▶ **To do**
Check every line below for the word "components" and copy the ones that have it.
++++++++++++++++++++
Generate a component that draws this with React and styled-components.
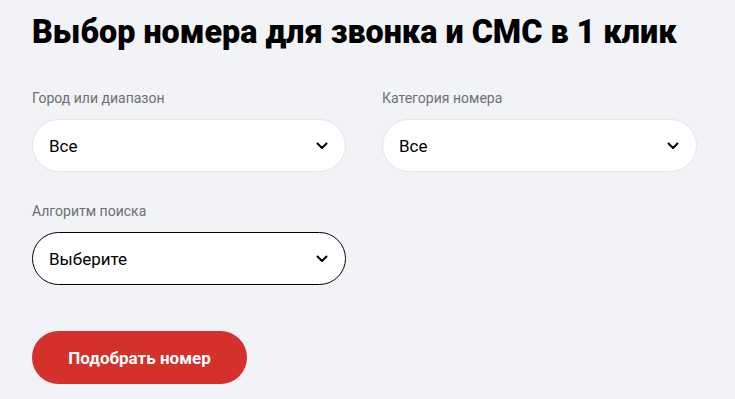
import React from "react";
import styled, { createGlobalStyle } from "styled-components";

const Global = createGlobalStyle`
  html, body { margin: 0; padding: 0; background: #f2f3f7; }
  body { font-family: Roboto, "Noto Sans", sans-serif; color: #000; }
  * { box-sizing: border-box; }
`;

const Page = styled.div`
  padding: 10px 32px 0 32px;
  width: 735px;
  height: 399px;
  overflow: hidden;
`;

const Title = styled.h1`
  margin: 0;
  font-size: 32.3px;
  line-height: 44px;
  font-weight: 900;
  letter-spacing: 0;
`;

const Grid = styled.div`
  display: grid;
  grid-template-columns: 314px 315px;
  column-gap: 36px;
  row-gap: 31px;
  margin-top: 36px;
`;

const Field = styled.div`
  display: flex;
  flex-direction: column;
  gap: 13px;
`;

const Label = styled.div`
  font-size: 14px;
  line-height: 16px;
  color: #6f6f73;
`;

const Select = styled.div`
  height: 53px;
  border-radius: 27px;
  background: #fff;
  border: 1px solid ${(p) => (p.$active ? "#000" : "#e3e4e8")};
  display: flex;
  align-items: center;
  justify-content: space-between;
  padding: 0 17px 0 16px;
  font-size: 17px;
  cursor: pointer;
`;

const Button = styled.button`
  margin-top: 46px;
  width: 215px;
  height: 53px;
  border: none;
  border-radius: 27px;
  background: #d4302c;
  color: #fff;
  font-family: Roboto, sans-serif;
  font-size: 17px;
  font-weight: 700;
  cursor: pointer;
`;

const Chevron = () => (
  <svg width="12" height="8" viewBox="0 0 12 8" fill="none">
    <path d="M1.5 1.5 L6 6 L10.5 1.5" stroke="#000" strokeWidth="2" strokeLinecap="round" strokeLinejoin="round" />
  </svg>
);

const SelectField = ({ label, value, active }) => (
  <Field>
    <Label>{label}</Label>
    <Select $active={active}>
      <span>{value}</span>
      <Chevron />
    </Select>
  </Field>
);

export default function App() {
  return (
    <>
      <Global />
      <Page>
        <Title>Выбор номера для звонка и СМС в 1 клик</Title>
        <Grid>
          <SelectField label="Город или диапазон" value="Все" />
          <SelectField label="Категория номера" value="Все" />
          <SelectField label="Алгоритм поиска" value="Выберите" active />
        </Grid>
        <Button>Подобрать номер</Button>
      </Page>
    </>
  );
}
++++++++++++++++++++
▶ **Final result**
Generate a component that draws this with React and styled-components.
import styled, { createGlobalStyle } from "styled-components";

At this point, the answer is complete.